Olga Tymshan, 33, a student in filmmaking at the New York Film Academy, said she has so far only celebrated Thanksgiving once, in 2012,  “because I got an invitation from my American friend who organized a big family dinner.” And she finds Black Friday particularly puzzling.

Tymshan said she tries to stay at home and avoid “mass madness over artificial sales in the U.S. that you can find at any other time of the year. What's sad for me is that some of my friends are really ready to get up at 5 a.m., drive to God knows where, to be stuck in traffic, get exhausted during the day, and come back with an ordinary number of shopping bags. But maybe it is part of the American fun for them?”

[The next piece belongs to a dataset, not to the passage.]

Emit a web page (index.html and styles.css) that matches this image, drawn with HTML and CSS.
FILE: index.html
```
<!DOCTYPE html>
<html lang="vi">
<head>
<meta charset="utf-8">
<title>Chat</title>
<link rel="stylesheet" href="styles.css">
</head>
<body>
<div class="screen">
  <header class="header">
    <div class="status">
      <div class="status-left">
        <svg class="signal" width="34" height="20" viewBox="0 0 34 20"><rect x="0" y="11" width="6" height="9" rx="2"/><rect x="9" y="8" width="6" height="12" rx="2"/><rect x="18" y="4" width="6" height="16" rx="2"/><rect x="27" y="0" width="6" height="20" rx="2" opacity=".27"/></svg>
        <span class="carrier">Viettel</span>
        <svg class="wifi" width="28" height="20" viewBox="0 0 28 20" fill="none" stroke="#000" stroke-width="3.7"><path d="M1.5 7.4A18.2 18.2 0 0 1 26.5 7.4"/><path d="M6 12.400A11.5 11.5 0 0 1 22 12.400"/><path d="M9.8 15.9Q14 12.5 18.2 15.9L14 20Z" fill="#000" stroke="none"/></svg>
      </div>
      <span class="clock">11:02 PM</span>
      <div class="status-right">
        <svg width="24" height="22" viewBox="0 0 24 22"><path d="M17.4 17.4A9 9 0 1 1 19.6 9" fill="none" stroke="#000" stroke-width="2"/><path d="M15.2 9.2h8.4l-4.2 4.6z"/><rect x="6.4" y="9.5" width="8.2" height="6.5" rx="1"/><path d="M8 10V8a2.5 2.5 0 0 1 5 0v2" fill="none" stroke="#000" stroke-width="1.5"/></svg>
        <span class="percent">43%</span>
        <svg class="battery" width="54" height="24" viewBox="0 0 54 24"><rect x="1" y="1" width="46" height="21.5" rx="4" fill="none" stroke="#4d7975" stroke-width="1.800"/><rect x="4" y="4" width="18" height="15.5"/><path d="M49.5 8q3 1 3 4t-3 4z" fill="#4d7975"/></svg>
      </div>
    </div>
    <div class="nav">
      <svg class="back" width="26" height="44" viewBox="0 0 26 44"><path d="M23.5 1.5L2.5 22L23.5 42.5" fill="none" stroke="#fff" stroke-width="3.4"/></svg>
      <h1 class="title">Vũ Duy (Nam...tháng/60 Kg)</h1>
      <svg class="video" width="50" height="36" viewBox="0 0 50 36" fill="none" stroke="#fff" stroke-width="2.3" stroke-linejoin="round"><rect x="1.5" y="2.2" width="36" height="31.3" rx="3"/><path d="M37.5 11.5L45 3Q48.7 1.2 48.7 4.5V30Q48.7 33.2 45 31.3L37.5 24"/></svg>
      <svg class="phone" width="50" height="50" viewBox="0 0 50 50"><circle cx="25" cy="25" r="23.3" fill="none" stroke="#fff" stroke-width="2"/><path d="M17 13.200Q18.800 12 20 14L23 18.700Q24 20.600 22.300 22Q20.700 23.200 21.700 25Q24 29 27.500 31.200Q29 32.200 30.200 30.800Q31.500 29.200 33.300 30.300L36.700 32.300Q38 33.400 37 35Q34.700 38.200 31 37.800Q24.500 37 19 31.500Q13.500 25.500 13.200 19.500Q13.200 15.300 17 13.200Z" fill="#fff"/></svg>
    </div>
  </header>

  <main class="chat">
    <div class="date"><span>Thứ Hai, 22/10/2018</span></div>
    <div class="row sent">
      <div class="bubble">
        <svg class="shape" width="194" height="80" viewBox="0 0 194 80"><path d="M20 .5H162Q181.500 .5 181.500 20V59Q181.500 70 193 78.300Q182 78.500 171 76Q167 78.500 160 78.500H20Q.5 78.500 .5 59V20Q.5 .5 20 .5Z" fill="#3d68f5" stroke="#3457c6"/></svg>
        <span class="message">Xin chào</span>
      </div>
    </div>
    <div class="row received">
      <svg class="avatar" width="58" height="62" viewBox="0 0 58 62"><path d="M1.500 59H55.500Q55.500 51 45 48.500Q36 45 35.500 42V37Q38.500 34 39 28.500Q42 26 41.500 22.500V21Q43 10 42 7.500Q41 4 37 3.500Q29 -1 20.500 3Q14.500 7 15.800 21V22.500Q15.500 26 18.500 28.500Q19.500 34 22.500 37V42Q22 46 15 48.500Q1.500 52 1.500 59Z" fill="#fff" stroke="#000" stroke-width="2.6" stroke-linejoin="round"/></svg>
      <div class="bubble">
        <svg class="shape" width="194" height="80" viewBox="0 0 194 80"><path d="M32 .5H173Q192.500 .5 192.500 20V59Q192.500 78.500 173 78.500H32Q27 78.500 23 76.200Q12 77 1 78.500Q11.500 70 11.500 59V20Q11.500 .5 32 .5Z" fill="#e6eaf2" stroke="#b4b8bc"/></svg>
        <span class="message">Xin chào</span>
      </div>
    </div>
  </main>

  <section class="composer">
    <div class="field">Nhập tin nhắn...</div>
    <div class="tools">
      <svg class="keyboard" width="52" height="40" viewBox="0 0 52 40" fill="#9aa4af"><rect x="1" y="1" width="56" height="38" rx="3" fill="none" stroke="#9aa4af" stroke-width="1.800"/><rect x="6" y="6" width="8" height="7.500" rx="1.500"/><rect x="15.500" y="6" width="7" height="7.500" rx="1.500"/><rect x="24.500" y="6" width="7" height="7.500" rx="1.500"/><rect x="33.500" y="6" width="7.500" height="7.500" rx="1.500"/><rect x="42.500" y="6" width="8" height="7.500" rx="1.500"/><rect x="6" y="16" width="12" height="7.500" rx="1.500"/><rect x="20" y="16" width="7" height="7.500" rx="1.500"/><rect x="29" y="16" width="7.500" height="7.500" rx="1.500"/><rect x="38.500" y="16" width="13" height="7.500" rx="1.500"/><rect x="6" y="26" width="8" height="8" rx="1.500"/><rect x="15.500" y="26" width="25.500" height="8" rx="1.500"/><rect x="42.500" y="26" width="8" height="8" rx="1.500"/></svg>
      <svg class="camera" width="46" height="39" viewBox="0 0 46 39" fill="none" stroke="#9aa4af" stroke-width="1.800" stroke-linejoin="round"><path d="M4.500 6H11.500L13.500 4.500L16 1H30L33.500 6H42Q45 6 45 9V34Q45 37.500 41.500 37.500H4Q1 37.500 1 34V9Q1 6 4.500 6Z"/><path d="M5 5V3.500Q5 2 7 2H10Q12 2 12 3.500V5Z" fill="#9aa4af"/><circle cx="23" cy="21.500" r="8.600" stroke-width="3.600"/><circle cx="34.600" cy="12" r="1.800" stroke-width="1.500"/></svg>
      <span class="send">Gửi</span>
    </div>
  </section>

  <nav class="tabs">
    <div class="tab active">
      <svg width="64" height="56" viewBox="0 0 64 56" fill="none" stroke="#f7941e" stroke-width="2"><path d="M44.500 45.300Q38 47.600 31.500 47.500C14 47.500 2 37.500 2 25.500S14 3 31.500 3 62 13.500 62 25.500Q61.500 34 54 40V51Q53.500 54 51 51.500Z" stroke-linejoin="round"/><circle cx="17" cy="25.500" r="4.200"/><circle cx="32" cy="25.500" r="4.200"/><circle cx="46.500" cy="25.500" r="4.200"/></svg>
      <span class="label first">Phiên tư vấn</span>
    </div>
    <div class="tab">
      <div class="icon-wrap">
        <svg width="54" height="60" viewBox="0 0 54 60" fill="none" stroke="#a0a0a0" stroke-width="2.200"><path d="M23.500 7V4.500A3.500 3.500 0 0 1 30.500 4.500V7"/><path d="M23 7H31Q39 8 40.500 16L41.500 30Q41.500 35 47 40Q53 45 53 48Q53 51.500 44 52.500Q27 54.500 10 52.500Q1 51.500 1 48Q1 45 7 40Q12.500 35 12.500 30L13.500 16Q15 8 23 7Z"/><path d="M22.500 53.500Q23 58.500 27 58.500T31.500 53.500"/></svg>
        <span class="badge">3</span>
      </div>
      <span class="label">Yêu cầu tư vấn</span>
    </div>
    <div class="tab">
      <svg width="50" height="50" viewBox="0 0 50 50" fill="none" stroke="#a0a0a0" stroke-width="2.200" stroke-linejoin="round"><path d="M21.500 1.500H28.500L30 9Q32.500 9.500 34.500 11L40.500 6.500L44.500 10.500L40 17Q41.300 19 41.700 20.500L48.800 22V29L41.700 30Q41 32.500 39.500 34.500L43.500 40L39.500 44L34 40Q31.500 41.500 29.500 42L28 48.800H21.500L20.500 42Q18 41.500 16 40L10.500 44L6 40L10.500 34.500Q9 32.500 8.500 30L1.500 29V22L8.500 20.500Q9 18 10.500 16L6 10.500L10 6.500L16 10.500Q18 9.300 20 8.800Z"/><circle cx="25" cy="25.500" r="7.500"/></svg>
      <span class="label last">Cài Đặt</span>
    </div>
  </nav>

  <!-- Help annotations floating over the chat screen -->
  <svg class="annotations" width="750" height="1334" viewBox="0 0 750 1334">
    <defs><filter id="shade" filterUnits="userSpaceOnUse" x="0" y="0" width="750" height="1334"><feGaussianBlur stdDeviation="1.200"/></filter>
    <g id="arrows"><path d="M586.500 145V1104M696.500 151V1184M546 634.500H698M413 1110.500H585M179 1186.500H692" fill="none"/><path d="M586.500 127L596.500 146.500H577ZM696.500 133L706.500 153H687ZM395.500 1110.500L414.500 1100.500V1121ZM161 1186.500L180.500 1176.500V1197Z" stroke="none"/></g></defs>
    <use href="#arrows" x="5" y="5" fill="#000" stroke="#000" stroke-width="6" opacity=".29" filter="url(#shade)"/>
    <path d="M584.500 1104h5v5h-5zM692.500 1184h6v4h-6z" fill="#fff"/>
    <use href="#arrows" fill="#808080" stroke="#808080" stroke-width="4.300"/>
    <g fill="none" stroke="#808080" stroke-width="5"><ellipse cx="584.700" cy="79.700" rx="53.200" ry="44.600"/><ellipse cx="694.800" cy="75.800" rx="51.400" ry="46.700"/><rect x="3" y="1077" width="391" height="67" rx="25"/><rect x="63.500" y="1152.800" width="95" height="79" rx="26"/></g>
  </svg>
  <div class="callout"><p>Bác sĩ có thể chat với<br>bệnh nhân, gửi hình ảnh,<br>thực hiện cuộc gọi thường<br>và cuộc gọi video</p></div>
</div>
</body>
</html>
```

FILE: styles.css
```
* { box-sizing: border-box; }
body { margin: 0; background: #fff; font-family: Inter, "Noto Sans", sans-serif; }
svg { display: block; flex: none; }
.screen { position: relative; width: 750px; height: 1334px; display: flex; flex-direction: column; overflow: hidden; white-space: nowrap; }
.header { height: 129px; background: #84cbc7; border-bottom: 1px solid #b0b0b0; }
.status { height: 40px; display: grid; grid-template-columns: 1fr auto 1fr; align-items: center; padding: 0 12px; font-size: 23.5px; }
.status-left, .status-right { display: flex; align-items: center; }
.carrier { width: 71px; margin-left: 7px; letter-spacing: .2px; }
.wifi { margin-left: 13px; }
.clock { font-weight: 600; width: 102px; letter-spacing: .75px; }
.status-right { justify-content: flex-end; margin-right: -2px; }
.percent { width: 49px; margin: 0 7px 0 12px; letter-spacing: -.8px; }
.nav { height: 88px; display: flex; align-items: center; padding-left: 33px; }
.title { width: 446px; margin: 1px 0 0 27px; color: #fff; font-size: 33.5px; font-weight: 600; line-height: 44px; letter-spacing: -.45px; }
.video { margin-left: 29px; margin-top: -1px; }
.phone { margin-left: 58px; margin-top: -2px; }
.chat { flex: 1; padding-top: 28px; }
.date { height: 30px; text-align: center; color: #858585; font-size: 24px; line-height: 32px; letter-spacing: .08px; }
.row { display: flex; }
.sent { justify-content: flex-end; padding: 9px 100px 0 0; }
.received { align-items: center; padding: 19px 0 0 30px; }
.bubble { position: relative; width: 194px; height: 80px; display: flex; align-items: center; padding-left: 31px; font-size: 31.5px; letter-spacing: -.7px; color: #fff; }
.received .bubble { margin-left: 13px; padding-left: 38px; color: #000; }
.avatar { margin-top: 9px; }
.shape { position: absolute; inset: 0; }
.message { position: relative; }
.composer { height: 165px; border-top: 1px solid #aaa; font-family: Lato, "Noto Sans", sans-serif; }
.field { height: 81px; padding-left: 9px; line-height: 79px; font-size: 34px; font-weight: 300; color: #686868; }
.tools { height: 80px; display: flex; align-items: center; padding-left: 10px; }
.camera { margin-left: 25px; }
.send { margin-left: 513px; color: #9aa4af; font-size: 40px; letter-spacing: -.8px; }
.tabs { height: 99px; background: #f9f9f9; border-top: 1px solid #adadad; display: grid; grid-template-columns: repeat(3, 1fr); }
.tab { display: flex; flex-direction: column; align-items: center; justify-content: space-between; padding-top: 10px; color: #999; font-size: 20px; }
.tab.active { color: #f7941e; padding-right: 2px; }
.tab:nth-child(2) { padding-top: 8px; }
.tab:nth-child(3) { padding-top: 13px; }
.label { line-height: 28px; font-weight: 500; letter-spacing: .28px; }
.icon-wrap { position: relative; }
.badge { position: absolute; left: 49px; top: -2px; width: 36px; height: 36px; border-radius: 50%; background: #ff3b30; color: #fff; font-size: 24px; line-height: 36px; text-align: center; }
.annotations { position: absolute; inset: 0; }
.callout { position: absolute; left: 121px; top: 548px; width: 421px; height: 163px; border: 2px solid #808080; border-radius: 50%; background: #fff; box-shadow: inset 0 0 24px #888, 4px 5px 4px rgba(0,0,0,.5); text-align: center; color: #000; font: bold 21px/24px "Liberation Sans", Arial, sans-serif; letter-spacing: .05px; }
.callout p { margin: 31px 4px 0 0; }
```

Actor Irina Koval, who is well known in the D.C. area for her roles in Synetic theater productions, said that she never liked Black Friday either. But, she said, this is mainly because her husband works in broadcast television and often had to get up at 3 a.m. to cover the sales and general mayhem of the event for Russian TV.

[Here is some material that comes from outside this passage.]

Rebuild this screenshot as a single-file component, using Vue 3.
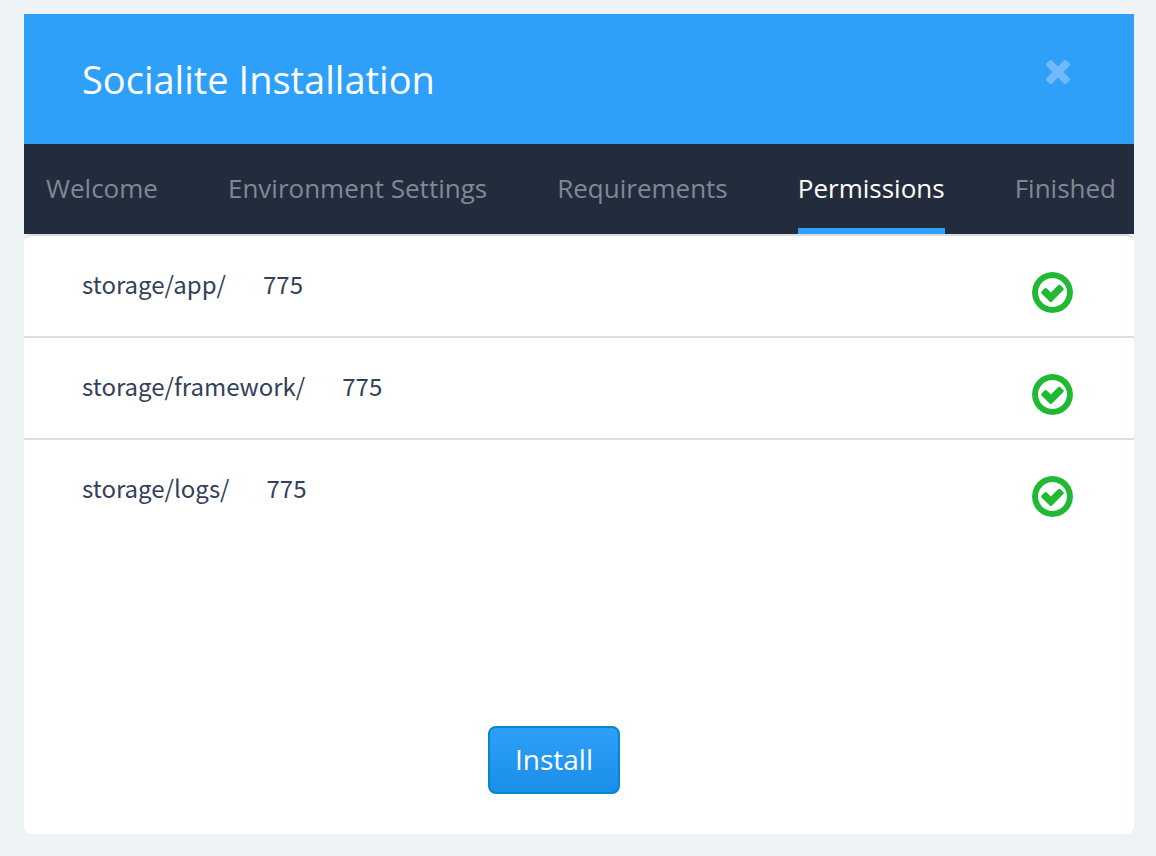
<script setup>
const steps = [
  { label: 'Welcome', href: '#welcome' },
  { label: 'Environment Settings', href: '#environment' },
  { label: 'Requirements', href: '#requirements' },
  { label: 'Permissions', href: '#permissions', current: true },
  { label: 'Finished', href: '#finished' },
]

const folders = [
  { path: 'storage/app/', mode: '775' },
  { path: 'storage/framework/', mode: '775' },
  { path: 'storage/logs/', mode: '775' },
]
</script>

<template>
  <main class="installer">
    <header class="head">
      <h1 class="title">Socialite Installation</h1>
      <button class="close" type="button" aria-label="Close">
        <svg class="close-icon" viewBox="110 366 1188 1188" aria-hidden="true">
          <path d="M1298 1322q0 40-28 68l-136 136q-28 28-68 28t-68-28l-294-294-294 294q-28 28-68 28t-68-28l-136-136q-28-28-28-68t28-68l294-294-294-294q-28-28-28-68t28-68l136-136q28-28 68-28t68 28l294 294 294-294q28-28 68-28t68 28l136 136q28 28 28 68t-28 68l-294 294 294 294q28 28 28 68z" />
        </svg>
      </button>
    </header>

    <nav class="steps" aria-label="Installation steps">
      <a
        v-for="step in steps"
        :key="step.label"
        class="step"
        :class="{ current: step.current }"
        :href="step.href"
        :aria-current="step.current ? 'step' : undefined"
      >{{ step.label }}</a>
    </nav>

    <section class="body">
      <ul class="list">
        <li v-for="folder in folders" :key="folder.path" class="row">
          <span class="path">{{ folder.path }}</span>
          <span class="mode">{{ folder.mode }}</span>
          <svg class="check" viewBox="0 128 1536 1536" role="img" aria-label="Passed">
            <path d="M1171 813l-422 422q-19 19-45 19t-45-19l-294-294q-19-19-19-45t19-45l102-102q19-19 45-19t45 19l147 147 275-275q19-19 45-19t45 19l102 102q19 19 19 45t-19 45zm141 83q0-148-73-273t-198-198-273-73-273 73-198 198-73 273 73 273 198 198 273 73 273-73 198-198 73-273zm224 0q0 209-103 385.500t-279.500 279.500-385.500 103-385.500-103-279.500-279.500-103-385.500 103-385.500 279.500-279.500 385.500-103 385.500 103 279.500 279.500 103 385.500z" />
          </svg>
        </li>
      </ul>
      <div class="actions">
        <button class="install" type="button">Install</button>
      </div>
    </section>
  </main>
</template>

<style>
body {
  background: #eef3f6;
}
</style>

<style scoped>
.installer {
  margin: 14px 22px 22px 24px;
  font-family: "Open Sans", "Noto Sans", sans-serif;
}

.head {
  display: flex;
  align-items: flex-start;
  justify-content: space-between;
  padding: 40px 64px 40px 58px;
  background: #2ea0f9;
}

.title {
  margin: 0;
  color: #fff;
  font-size: 38px;
  font-weight: 500;
  line-height: 50px;
}

.close {
  display: flex;
  margin: 6px 0 0;
  padding: 0;
  border: 0;
  background: none;
  cursor: pointer;
}

.close-icon {
  width: 24px;
  height: 24px;
  fill: #6fb9fd;
}

.steps {
  display: flex;
  justify-content: space-between;
  padding: 0 18px 0 22px;
  background: #232c3d;
}

.step {
  padding: 26px 0 22px;
  border-bottom: 6px solid transparent;
  color: #7f8994;
  font-size: 26px;
  line-height: 36px;
  text-decoration: none;
  white-space: nowrap;
}

.current {
  border-bottom-color: #2ea0f9;
  color: #fff;
  font-weight: 500;
}

.body {
  overflow: hidden;
  border-top: 2px solid #dcdcdc;
  border-radius: 8px;
  background: #fff;
}

.list {
  margin: 0;
  padding: 0;
  list-style: none;
}

.row {
  display: flex;
  align-items: flex-start;
  gap: 37px;
  padding: 30px 61px 22px 58px;
  border-bottom: 2px solid #dcdcdc;
  color: #34405a;
  font-family: "Noto Sans CJK SC", "Open Sans", sans-serif;
  font-size: 24px;
  line-height: 36px;
}

.row:last-child {
  border-bottom: 0;
}

.check {
  width: 41px;
  height: 41px;
  margin: 6px 0 1px auto;
  fill: #1fb934;
}

.actions {
  display: flex;
  justify-content: center;
  padding: 186px 50px 40px 0;
}

.install {
  padding: 11px 25px 13px;
  border: 2px solid #0389c3;
  border-radius: 8px;
  background: linear-gradient(#2ea0f9, #1a8ee8);
  color: #fff;
  font-family: inherit;
  font-size: 28px;
  font-weight: 500;
  line-height: 40px;
  cursor: pointer;
}
</style>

Mark Kelner’s parents adopted a patriotic attitude toward Thanksgiving.  “Little American flags are often placed on our table,” Kelner said.

  “When celebrating with my grandparents, they put out glassware adorned with red, white, and blue. Important above all, however, are the toasts – and there are many. The most unusual one is often given by my mom somewhere in the middle of meal. After sharing the pleasantries of health, togetherness, life, liberty, and the pursuit of happiness, she has a traditional toast given in honor of…  Leonid Ilyich Brezhnev! “

As General Secretary of the Central Committee of the Communist Party of the Soviet Union, it was he, “acting as an unlikely Moses,” who gave permission for thousands of Soviet Jews, the right to leave and start new lives in America. 

“And in 1973, the timing couldn’t have been better.  My mother left the U.S.S.R. pregnant and I was born here in the U.S.A. Me and Bruce Springsteen.  Thanksgiving is our favorite and most personal holiday.  It means everything.”